» **DIRECTION**: Find the string "this" in the records. Copy every line it appears in.

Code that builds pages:
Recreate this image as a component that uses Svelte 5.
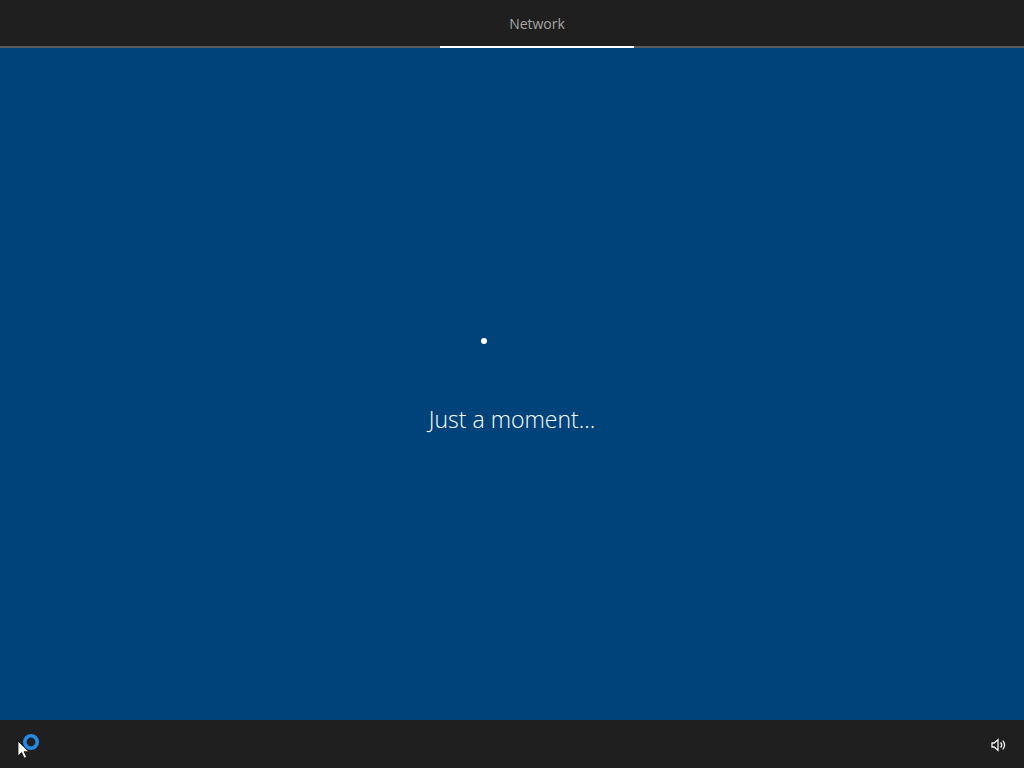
<script>
  const steps = ['Network'];
</script>

<div class="screen">
  <header class="topbar">
    <nav class="steps">
      {#each steps as step (step)}
        <div class="step active">{step}</div>
      {/each}
    </nav>
  </header>

  <main class="content">
    <div class="spinner"><span class="dot"></span></div>
    <p class="message">Just a moment...</p>
  </main>

  <footer class="bottombar">
    <div class="ease">
      <svg class="ring" width="18" height="18" viewBox="0 0 18 18" aria-hidden="true">
        <circle cx="9" cy="9" r="6.2" fill="none" stroke="#2389e3" stroke-width="3.6" />
      </svg>
      <svg class="cursor" width="13" height="19" viewBox="0 0 13 19" aria-hidden="true">
        <path d="M1 1v15l3.6-3.4 2.6 5.6 2.4-1.1-2.6-5.4h4.8z" fill="#fff" stroke="#111" stroke-width="0.8" />
      </svg>
    </div>
    <svg class="speaker" width="16" height="14" viewBox="0 0 16 14" fill="none" stroke="#f2f2f2" stroke-width="1.3" aria-hidden="true">
      <path d="M1 5h2.2L7 1.6v10.8L3.2 9H1z" />
      <path d="M9.6 4.4a4 4 0 0 1 0 5.2" />
      <path d="M11.8 2.6a7 7 0 0 1 0 8.8" />
    </svg>
  </footer>
</div>

<style>
  :global(body) {
    margin: 0;
    background: #00437a;
  }

  .screen {
    width: 1024px;
    height: 768px;
    display: flex;
    flex-direction: column;
    overflow: hidden;
    font-family: "Open Sans", "Liberation Sans", sans-serif;
  }

  .topbar {
    height: 46px;
    flex: none;
    background: #1f1f1f;
    border-bottom: 2px solid #5a5a5a;
    display: flex;
    padding-left: 440px;
  }

  .steps {
    display: flex;
    height: 48px;
  }

  .step {
    width: 194px;
    height: 46px;
    box-sizing: content-box;
    text-align: center;
    line-height: 48px;
    font-size: 14px;
    color: #a6a6a6;
  }

  .step.active {
    border-bottom: 2px solid #fff;
  }

  .content {
    flex: 1;
    background: #00437a;
    display: flex;
    flex-direction: column;
    align-items: center;
    padding-top: 290px;
  }

  .spinner {
    width: 6px;
    height: 6px;
    margin-left: -56px;
  }

  .dot {
    display: block;
    width: 6px;
    height: 6px;
    border-radius: 50%;
    background: #fff;
  }

  .message {
    margin: 60px 0 0;
    font-size: 23px;
    line-height: 30px;
    color: #fff;
    font-weight: 300;
  }

  .bottombar {
    height: 48px;
    flex: none;
    background: #1f1f1f;
    display: flex;
    align-items: center;
    justify-content: space-between;
    padding: 0 17px 0 16px;
  }

  .speaker {
    margin-top: 2px;
  }

  .ease {
    position: relative;
    width: 24px;
    height: 30px;
  }

  .ring {
    position: absolute;
    left: 6px;
    top: 4px;
  }

  .cursor {
    position: absolute;
    left: 1px;
    top: 11px;
  }
</style>
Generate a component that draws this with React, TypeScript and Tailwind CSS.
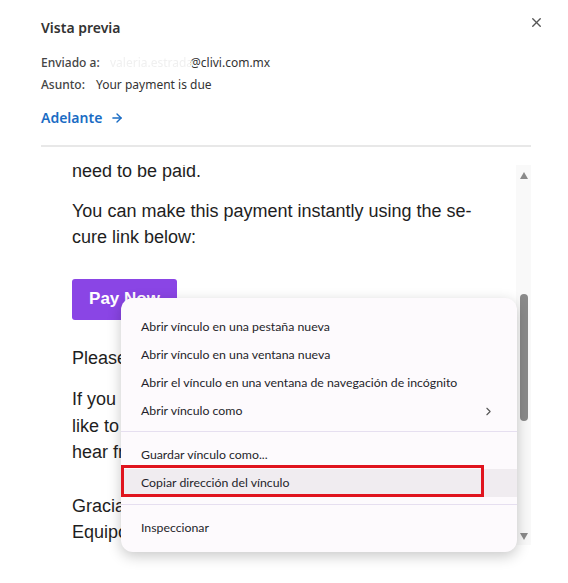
import React from 'react';
import { X, ArrowRight, ChevronRight } from 'lucide-react';

const menuItems = [
  'Abrir vínculo en una pestaña nueva',
  'Abrir vínculo en una ventana nueva',
  'Abrir el vínculo en una ventana de navegación de incógnito',
];

const MenuItem: React.FC<{ label: string; active?: boolean; chevron?: boolean }> = ({ label, active, chevron }) => (
  <div
    className={`h-[28px] flex items-center justify-between pl-[20px] pr-[22px] text-[12.3px] text-[#1f1f2b] ${
      active ? 'bg-[#f0ecf0]' : ''
    }`}
  >
    <span>{label}</span>
    {chevron && <ChevronRight size={13} strokeWidth={2} className="text-[#555]" />}
  </div>
);

const Separator = () => (
  <div className="pt-[7px] pb-[9px]">
    <div className="h-px bg-[#e6dff0]" />
  </div>
);

const ContextMenu = () => (
  <div className="absolute left-[121px] top-[298px] w-[396px] h-[254px] rounded-[12px] bg-[#fdfafd] shadow-[0_4px_14px_rgba(0,0,0,0.22)] pt-[15px] font-['Lato',sans-serif]">
    {menuItems.map((m) => (
      <MenuItem key={m} label={m} />
    ))}
    <MenuItem label="Abrir vínculo como" chevron />
    <div className="pt-[6px] pb-[9px]">
      <div className="h-px bg-[#e6dff0]" />
    </div>
    <MenuItem label="Guardar vínculo como..." />
    <div className="relative">
      <MenuItem label="Copiar dirección del vínculo" active />
      <div className="absolute left-0 top-[-4px] w-[363px] h-[32px] border-[3px] border-[#e0141e]" />
    </div>
    <Separator />
    <MenuItem label="Inspeccionar" />
  </div>
);

const Scrollbar = () => (
  <div className="w-[15px] h-full bg-[#f9f9f9] flex flex-col items-center">
    <div className="mt-[7px] w-0 h-0 border-l-[4.5px] border-r-[4.5px] border-b-[7px] border-l-transparent border-r-transparent border-b-[#8a8a8a]" />
    <div className="mt-[115px] w-[8px] h-[127px] rounded-full bg-[#8a8a8a]" />
    <div className="mt-[112px] w-0 h-0 border-l-[4.5px] border-r-[4.5px] border-t-[7px] border-l-transparent border-r-transparent border-t-[#8a8a8a]" />
  </div>
);

export default function App() {
  return (
    <div className="relative w-[568px] h-[583px] bg-white overflow-hidden font-['Noto_Sans',sans-serif]">
      <div className="pl-[41px] pr-[24px] pt-[16px] flex items-start justify-between">
        <h1 className="text-[14px] leading-[24px] font-semibold text-[#333]">Vista previa</h1>
        <X size={15} strokeWidth={2.2} className="text-[#555] mt-[-1px]" />
      </div>

      <div className="pl-[41px] mt-[12px] text-[12px] leading-[22px] text-[#333]">
        <div className="flex">
          <span className="text-[#444] font-medium w-[69px]">Enviado a:</span>
          <span className="text-[#f0f0f0] blur-[0.7px] w-[80px]">valeria.estrada</span>
          <span>@clivi.com.mx</span>
        </div>
        <div className="flex">
          <span className="text-[#444] font-medium w-[55px]">Asunto:</span>
          <span>Your payment is due</span>
        </div>
        <div className="mt-[11px] flex items-center gap-[8px] text-[#1a6cc4] text-[14px] font-semibold">
          <span>Adelante</span>
          <ArrowRight size={14} strokeWidth={2.4} />
        </div>
      </div>

      <div className="ml-[41px] w-[490px] h-[2px] bg-[#e8e8e8] mt-[16px]" />

      <div className="ml-[41px] w-[490px] mt-[18px] h-[380px] flex">
        <div className="flex-1 overflow-hidden">
          <div className="pl-[31px] mt-[-7px] font-['Liberation_Sans',Arial,sans-serif] text-[18px] leading-[26.5px] text-[#1e1e1e] whitespace-nowrap">
            <p>need to be paid.</p>
            <p className="mt-[13px]">
              You can make this payment instantly using the se-
              <br />
              cure link below:
            </p>
            <div className="mt-[28px] w-[105px] h-[41px] rounded-[3px] bg-[#8a45e5] flex items-center justify-center text-white font-bold text-[17px]">
              Pay Now
            </div>
            <p className="mt-[25px]">Please complete your payment at your convenience.</p>
            <p className="mt-[15px]">
              If you have any questions or
              <br />
              like to talk to our team, we would love to
              <br />
              hear from you.
            </p>
            <p className="mt-[27px]">
              Gracias,
              <br />
              Equipo Clivi
            </p>
          </div>
        </div>
        <Scrollbar />
      </div>

      <ContextMenu />
    </div>
  );
}
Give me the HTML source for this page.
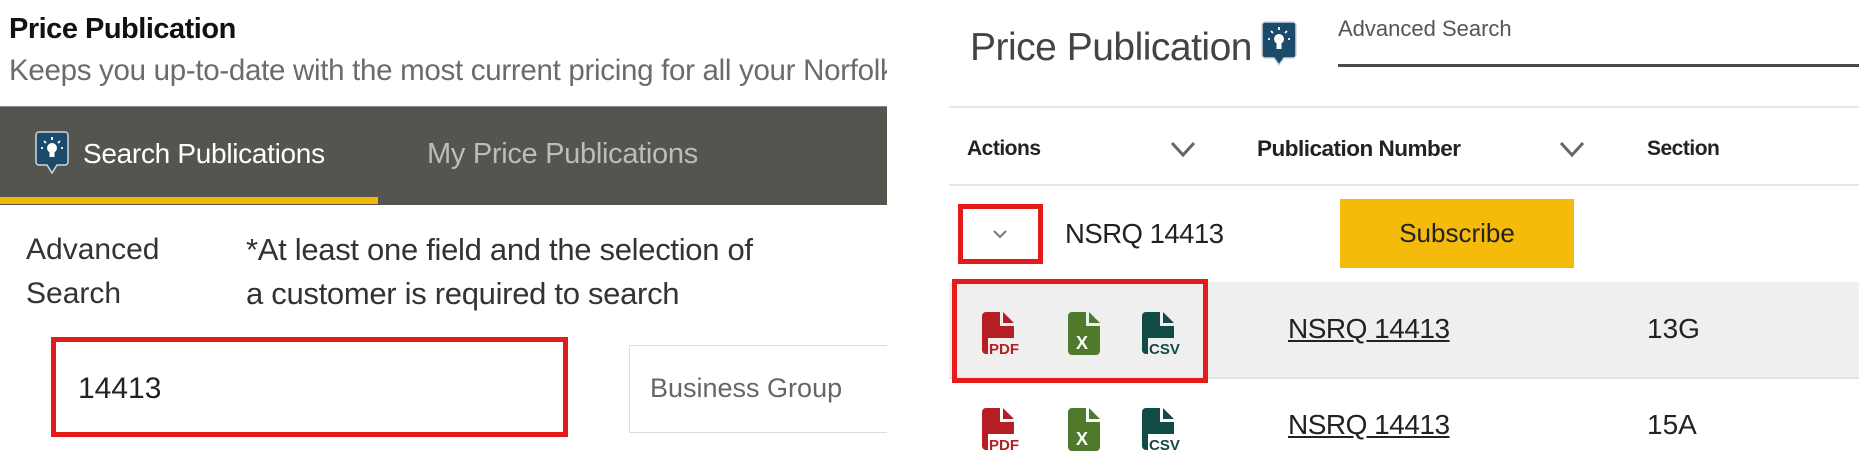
<!DOCTYPE html>
<html><head><meta charset="utf-8"><style>
*{margin:0;padding:0;box-sizing:border-box}
body{width:1859px;height:470px;overflow:hidden;background:#fff;font-family:"Liberation Sans",sans-serif;position:relative;color:#222}
.a{position:absolute;white-space:nowrap}
.ico{position:absolute}
</style></head><body>
<!-- LEFT -->
<div class="a" style="left:9px;top:13px;font-size:29px;font-weight:bold;color:#111;letter-spacing:-0.5px">Price Publication</div>
<div class="a" style="left:9px;top:54px;font-size:29.5px;color:#6b6b6b;width:878px;overflow:hidden;letter-spacing:-0.3px">Keeps you up-to-date with the most current pricing for all your Norfolk</div>
<div class="a" style="left:0;top:106px;width:887px;height:99px;background:#55554f;border-top:1px solid #888"></div>
<div class="a" style="left:0;top:197px;width:378px;height:7px;background:#f2b705"></div>
<svg class="ico" style="left:35px;top:131px" width="34" height="48" viewBox="0 0 34 48">
<path d="M4 1h26a3 3 0 0 1 3 3v27a3 3 0 0 1-3 3h-8l-5 8-5-8h-8a3 3 0 0 1-3-3v-27a3 3 0 0 1 3-3z" fill="#1b4a6b" stroke="#cfd8de" stroke-width="1.5"/>
<circle cx="17" cy="17" r="5" fill="#fff"/><rect x="14.5" y="21" width="5" height="5" fill="#fff"/>
<path d="M17 6v3M9 10l2 2M25 10l-2 2M6 17h2M26 17h2" stroke="#fff" stroke-width="1.8"/>
</svg>
<div class="a" style="left:83px;top:138px;font-size:28px;color:#fff;letter-spacing:-0.3px">Search Publications</div>
<div class="a" style="left:427px;top:138px;font-size:29px;color:#bdbdb8;letter-spacing:-0.3px">My Price Publications</div>
<div class="a" style="left:26px;top:228px;font-size:30px;color:#333;line-height:44px">Advanced<br>Search</div>
<div class="a" style="left:246px;top:228px;font-size:31px;color:#333;line-height:44px;letter-spacing:-0.3px">*At least one field and the selection of<br>a customer is required to search</div>
<div class="a" style="left:51px;top:337px;width:517px;height:100px;border:5px solid #e31b1b"></div>
<div class="a" style="left:78px;top:372px;font-size:30px;color:#222">14413</div>
<div class="a" style="left:629px;top:345px;width:258px;height:88px;border:1.5px solid #ddd;border-right:none"></div>
<div class="a" style="left:650px;top:373px;font-size:27px;color:#666">Business Group</div>

<!-- RIGHT -->
<div class="a" style="left:970px;top:26px;font-size:39px;color:#444;letter-spacing:-0.5px">Price Publication</div>
<svg class="ico" style="left:1261px;top:21px" width="36" height="48" viewBox="0 0 36 48">
<path d="M4 1h28a3 3 0 0 1 3 3v30a3 3 0 0 1-3 3h-9l-5 7-5-7h-9a3 3 0 0 1-3-3v-30a3 3 0 0 1 3-3z" fill="#1b4a6b" stroke="#cfd8de" stroke-width="1.5"/>
<circle cx="18" cy="18" r="5" fill="#fff"/><rect x="15.5" y="22" width="5" height="6" fill="#fff"/>
<path d="M18 6v3M10 10l2 2M26 10l-2 2M7 18h2M27 18h2" stroke="#fff" stroke-width="1.8"/>
</svg>
<div class="a" style="left:1338px;top:16px;font-size:22px;color:#555">Advanced Search</div>
<div class="a" style="left:1338px;top:64px;width:521px;height:3px;background:#4a4a48"></div>
<div class="a" style="left:949px;top:106px;width:910px;height:2px;background:#e6e6e6"></div>
<div class="a" style="left:967px;top:137px;font-size:21px;font-weight:bold;color:#222;letter-spacing:-0.5px">Actions</div>
<svg class="ico" style="left:1170px;top:140px" width="26" height="18"><path d="M2 3l11 12 11-12" stroke="#666" stroke-width="3" fill="none"/></svg>
<div class="a" style="left:1257px;top:136px;font-size:22.5px;font-weight:bold;color:#222;letter-spacing:-0.5px">Publication Number</div>
<svg class="ico" style="left:1559px;top:140px" width="26" height="18"><path d="M2 3l11 12 11-12" stroke="#666" stroke-width="3" fill="none"/></svg>
<div class="a" style="left:1647px;top:137px;font-size:21px;font-weight:bold;color:#222;letter-spacing:-0.5px">Section</div>
<div class="a" style="left:949px;top:184px;width:910px;height:2px;background:#e6e6e6"></div>

<div class="a" style="left:958px;top:204px;width:85px;height:60px;border:5px solid #e31b1b"></div>
<svg class="ico" style="left:992px;top:229px" width="16" height="10"><path d="M2 2l6 6 6-6" stroke="#777" stroke-width="2" fill="none"/></svg>
<div class="a" style="left:1065px;top:218px;font-size:27.5px;color:#222;letter-spacing:-0.5px">NSRQ 14413</div>
<div class="a" style="left:1340px;top:199px;width:234px;height:69px;background:#f5bb0a;font-size:26px;color:#222;text-align:center;line-height:69px">Subscribe</div>

<div class="a" style="left:949px;top:282px;width:910px;height:96px;background:#efefef"></div>
<div class="a" style="left:949px;top:377px;width:910px;height:2px;background:#e3e3e3"></div>
<div class="a" style="left:952px;top:279px;width:256px;height:104px;border:5px solid #e31b1b"></div>

<div class="a" style="left:1288px;top:313px;font-size:28px;color:#222;text-decoration:underline;letter-spacing:-0.5px">NSRQ 14413</div>
<div class="a" style="left:1647px;top:313px;font-size:28px;color:#222">13G</div>
<div class="a" style="left:1288px;top:409px;font-size:28px;color:#222;text-decoration:underline;letter-spacing:-0.5px">NSRQ 14413</div>
<div class="a" style="left:1647px;top:409px;font-size:28px;color:#222">15A</div>

<!-- icon rows -->
<svg class="ico" style="left:980px;top:311px" width="240" height="45" viewBox="0 0 240 45">
<g><path d="M6 1h14v14h14v28h-28a4 4 0 0 1-4-4v-34a4 4 0 0 1 4-4z" fill="#b51f24"/><path d="M23 1l11 11h-11z" fill="#b51f24"/><rect x="8" y="27" width="40" height="18" fill="#efefef"/><text x="9" y="43" font-family="Liberation Sans" font-weight="bold" font-size="15" fill="#b51f24">PDF</text></g>
<g transform="translate(86,0)"><path d="M6 1h14v14h14v25a4 4 0 0 1-4 4h-24a4 4 0 0 1-4-4v-35a4 4 0 0 1 4-4z" fill="#4f7a2c"/><path d="M23 1l11 11h-11z" fill="#4f7a2c"/><text x="10" y="38" font-family="Liberation Sans" font-weight="bold" font-size="18" fill="#fff">X</text></g>
<g transform="translate(160,0)"><path d="M6 1h14v14h14v28h-28a4 4 0 0 1-4-4v-34a4 4 0 0 1 4-4z" fill="#124a45"/><path d="M23 1l11 11h-11z" fill="#124a45"/><rect x="8" y="27" width="40" height="18" fill="#efefef"/><text x="9" y="43" font-family="Liberation Sans" font-weight="bold" font-size="15" fill="#124a45">CSV</text></g>
</svg>
<svg class="ico" style="left:980px;top:407px" width="240" height="45" viewBox="0 0 240 45">
<g><path d="M6 1h14v14h14v28h-28a4 4 0 0 1-4-4v-34a4 4 0 0 1 4-4z" fill="#b51f24"/><path d="M23 1l11 11h-11z" fill="#b51f24"/><rect x="8" y="27" width="40" height="18" fill="#fff"/><text x="9" y="43" font-family="Liberation Sans" font-weight="bold" font-size="15" fill="#b51f24">PDF</text></g>
<g transform="translate(86,0)"><path d="M6 1h14v14h14v25a4 4 0 0 1-4 4h-24a4 4 0 0 1-4-4v-35a4 4 0 0 1 4-4z" fill="#4f7a2c"/><path d="M23 1l11 11h-11z" fill="#4f7a2c"/><text x="10" y="38" font-family="Liberation Sans" font-weight="bold" font-size="18" fill="#fff">X</text></g>
<g transform="translate(160,0)"><path d="M6 1h14v14h14v28h-28a4 4 0 0 1-4-4v-34a4 4 0 0 1 4-4z" fill="#124a45"/><path d="M23 1l11 11h-11z" fill="#124a45"/><rect x="8" y="27" width="40" height="18" fill="#fff"/><text x="9" y="43" font-family="Liberation Sans" font-weight="bold" font-size="15" fill="#124a45">CSV</text></g>
</svg>
</body></html>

» **EXERCISE OUTPUT**:
Recreate this image as a component that uses Svelte 5.
Generate a component that draws this with React, TypeScript and Tailwind CSS.
              You can make this payment instantly using the se-
Give me the HTML source for this page.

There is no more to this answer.